I created a cross with a multi color led on each end. If you hold it perfectly stable all leds will be green. If one of the axis drop out of balance, that ax will be blue. I intend to make the leds blink slower / faster if the difference becomes smaller / greater for the next version.
This works perfectly and extremely fast. As soon as I move the cross a bit I can immediately see that I should correct one of the axis. Within code I also know the amount of degrees I should correct.
So an ax will have 2 legs running from the center. I think I should just increase engine speed if one of those legs get below the stable degree if Im not at the set altitude or decrease speed of the engine that gets above the set altitude. That should probably keep it stable in the air (Ill worry about moving later).
I already use PWM to control the leds so it should not be difficult to control the engines later on. I cant imagine that the FEZ would have any trouble with GC or anything performing this simple job (the mongoose already delivers angle values for pitch, roll an yaw from 180 to 180).

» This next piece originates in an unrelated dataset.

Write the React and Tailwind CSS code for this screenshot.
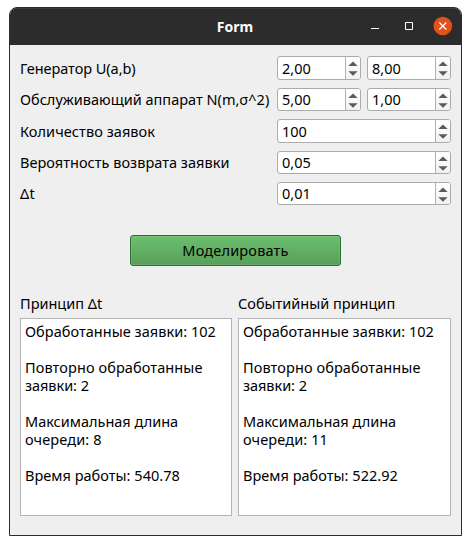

But deciding the altitude is a lot more difficult. The mongoose returns a pressure value and thats far from accurate. Ive had all leds blink 3 times if the pressure difference gets higher than 10. If so, Ill set that pressure value as the next reference value, so it will blink again after pressure differentiates more than 10 again.
Sometimes this happens 3 times within 10cm, sometimes only after moving up/down by a meter and sometimes once while walking it down the stairs. So my conclusion is that its terrible for deciding altitude and creating stabilization logic based on this altitude (pressure) value would probably be a bad idea.
But I cant think of any alternatives as well. Most altitude sensor has a range between 20cm and 2 meters. I intend to fly a bit higher. I dont think other pressure sensors would be more accurate. How should you normally get an accurate altitude value? Should you use the pressure value more like an indication for Im now probably heading up or probably heading down?
The yaw does seem to work very accurate, If I point the cross to a specific angle all leds blink red twice and its surprisingly exact on the angle every time. I first tought I should exactly place the mongoose at the center, but its placed without exact measurements and still does a great job correcting the axis.
I am thinking about a calibrate function that saves the stable degree values as reference information later on.
Now to build the actual quad frame before the engines arrive
Thanks for reading this!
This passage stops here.